An audience favorite is “Not For Sale.” Hampton says it is an important song that has a lot to do with the choices that we make collectively as a country.

   

“Lisa and I wrote that. Many of the men in both of our families have served our country, some even giving the last full measure of devotion. We have been to both Arlington Cemetery and over to Normandy, France and you can’t help but be touched. The song is to honor all the men and women and the price that they have paid for our freedoms.”

   

““God Bless America Again,” an old Bobby Bare song written in the ‘60s, still resonates today. “I found it applies even more to where we are today in this country than it did when it was first released,” Hampton explains.

   

“There are places where our country has gone off the rails, so at some point we’re going to have to say, please bless us again.

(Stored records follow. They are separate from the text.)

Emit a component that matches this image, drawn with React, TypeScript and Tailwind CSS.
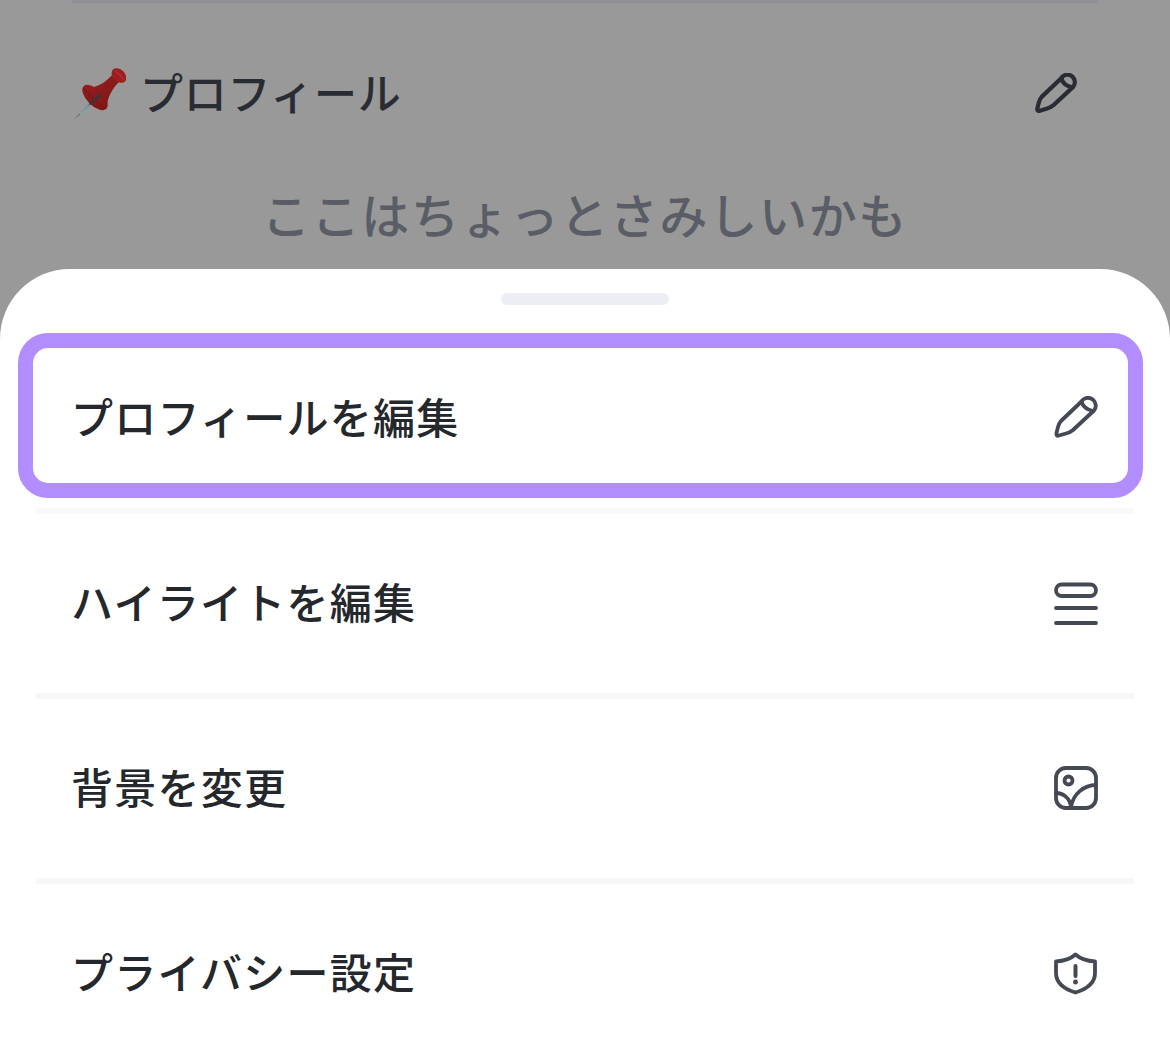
const font = { fontFamily: '"Noto Sans CJK JP", sans-serif' };

const PencilIcon = ({ className, sw = 3.8 }: { className: string; sw?: number }) => (
  <svg viewBox="0 0 44 44" fill="none" stroke="currentColor" strokeWidth={sw} strokeLinecap="round" strokeLinejoin="round" className={className}>
    <path d="M27.5 5.5 L7 25 Q5 27 4 31 L2.5 37 Q2 40.5 5 39.5 L12 37.5 Q16 36.5 19 34 L40 14.5 A7.8 7.8 0 0 0 28.5 4 Z" />
    <path d="M27.5 5.5 Q29.5 13 39 15" />
  </svg>
);

const LinesIcon = () => (
  <svg viewBox="0 0 44 44" fill="none" stroke="currentColor" strokeWidth={3.8} strokeLinecap="round" className="w-[44px] h-[44px]">
    <rect x="2" y="3.5" width="40" height="11.5" rx="5.7" />
    <path d="M2 27H42" />
    <path d="M2 42H42" />
  </svg>
);

const ImageIcon = () => (
  <svg viewBox="0 0 44 44" fill="none" stroke="currentColor" strokeWidth={3.8} strokeLinecap="round" className="w-[44px] h-[44px]">
    <rect x="2" y="2" width="40" height="40" rx="10" />
    <circle cx="14.5" cy="14.5" r="4" />
    <path d="M42 19C30 19 19 28 17 41" />
    <path d="M2 27C9 27 16 32 17 41" />
  </svg>
);

const ShieldIcon = () => (
  <svg viewBox="0 0 44 44" fill="none" stroke="currentColor" strokeWidth={3.8} strokeLinecap="round" strokeLinejoin="round" className="w-[44px] h-[44px]">
    <path d="M21.5 3.5C26 7.5 33 10 41 10.5V22C41 32 33 38 21.5 41.5C10 38 2 32 2 22V10.5C10 10 17 7.5 21.5 3.5Z" />
    <path d="M21.5 15V25" strokeWidth={4} />
    <path d="M21.5 31V31.2" strokeWidth={4.8} />
  </svg>
);

const PinIcon = () => (
  <svg viewBox="0 0 52 52" className="w-[52px] h-[52px] shrink-0">
    <defs>
      <linearGradient id="pinBody" x1="0" y1="0" x2="1" y2="1">
        <stop offset="0" stopColor="#9c1e1e" />
        <stop offset="1" stopColor="#761717" />
      </linearGradient>
    </defs>
    <ellipse cx="21" cy="29.5" rx="16" ry="8" transform="rotate(45 21 29.5)" fill="url(#pinBody)" />
    <path d="M15 20C24 19 32 14 38 7L45 14C39 20 34 28 33 37C28 32 20 26 15 20Z" fill="url(#pinBody)" />
    <ellipse cx="45" cy="7.5" rx="8.5" ry="6" transform="rotate(45 45 7.5)" fill="#9c1e1e" />
    <path d="M41 3C44 5 48 9 50 12" stroke="#b83333" strokeWidth="1.2" fill="none" />
    <path d="M9 20C15 26 24 35 31 40" stroke="#6d1515" strokeWidth="1" fill="none" />
    <path d="M0 51.5L25 25.5L27 27.5Z" fill="#2c3a42" />
    <path d="M5 46L15 36L16 37L6.5 46.5Z" fill="#7fa6b8" />
  </svg>
);

const rows = [
  { label: "ハイライトを編集", icon: <LinesIcon /> },
  { label: "背景を変更", icon: <ImageIcon /> },
  { label: "プライバシー設定", icon: <ShieldIcon /> },
];

export default function App() {
  return (
    <div className="w-[1170px] h-[1063px] overflow-hidden bg-[#999999] flex flex-col" style={font}>
      <div className="h-[269px] shrink-0 flex flex-col">
        <div className="mx-[72px] h-[3px] bg-[#8f8f98]" />
        <div className="flex items-center justify-between pl-[74px] pr-[93px] mt-[65px]">
          <div className="flex items-center gap-[14px]">
            <PinIcon />
            <span className="block h-[52px] text-[43px] leading-[46px] font-medium tracking-[0.7px] text-[#2a2c33]">プロフィール</span>
          </div>
          <span className="text-[#2a2c33]"><PencilIcon className="w-[42px] h-[42px]" sw={4.4} /></span>
        </div>
        <p className="text-center mt-[63px] text-[48px] leading-[60px] font-medium tracking-[1.7px] text-[#5a5d66]">ここはちょっとさみしいかも</p>
      </div>

      <div className="flex-1 bg-white rounded-t-[70px] flex flex-col">
        <div className="mx-auto mt-[24px] w-[168px] h-[12px] rounded-full bg-[#eceef3]" />
        <div className="mt-[28px] mx-[18px] mr-[27px] h-[165px] border-[15px] border-[#b18dff] rounded-[30px] flex items-center justify-between pl-[38px] pr-[30px] text-[#24282c]">
          <span className="text-[42px] leading-[52px] font-medium tracking-[1.25px]">プロフィールを編集</span>
          <span className="text-[#454954] mt-[4px]"><PencilIcon className="w-[44px] h-[44px]" /></span>
        </div>
        <div className="mx-[36px] mt-[10px] h-[6px] bg-[#fbf8f8]" />
        {rows.map((row, i) => (
          <div key={row.label}>
            <div className="h-[179px] flex items-center justify-between pl-[71px] pr-[72px] text-[#24282c]">
              <span className="block h-[52px] text-[42px] leading-[46px] font-medium tracking-[1.25px]">{row.label}</span>
              <span className="text-[#454954] mb-[2px]">{row.icon}</span>
            </div>
            {i < rows.length - 1 && <div className="mx-[36px] h-[6px] bg-[#f7f7f7]" />}
          </div>
        ))}
      </div>
    </div>
  );
}
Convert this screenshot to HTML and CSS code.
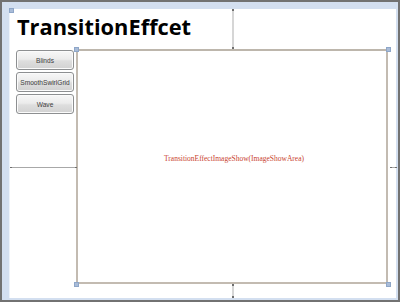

I grew up with this song, and it really fits our time.”

   

The album wraps up with somewhat of a vocal surprise in “Wonderful World,” by Louis Armstrong, a fitting ending and reminder that Hampton wants to leave his audience with a sense of appreciation and gratitude for the wonderful world that he loves so much.

   

Hampton is proud of “My Country,” and in reflecting on the songs and their stories on the album he says, “I would say that as I have gotten older, the place where I live, the reason why I live here, the way I got here, the way my family got to where they are, and the ideals and faith and their independence and individualism -- all those things have become more important to me all the time.

   

“I hope that when people listen to the album, if they like it they will smile and say ‘I understand this guy, I know what he’s about. He loves God, family and country, and he understands that the standard of living he enjoys comes with a price.’ I don’t want to preach but I want them to appreciate it too.”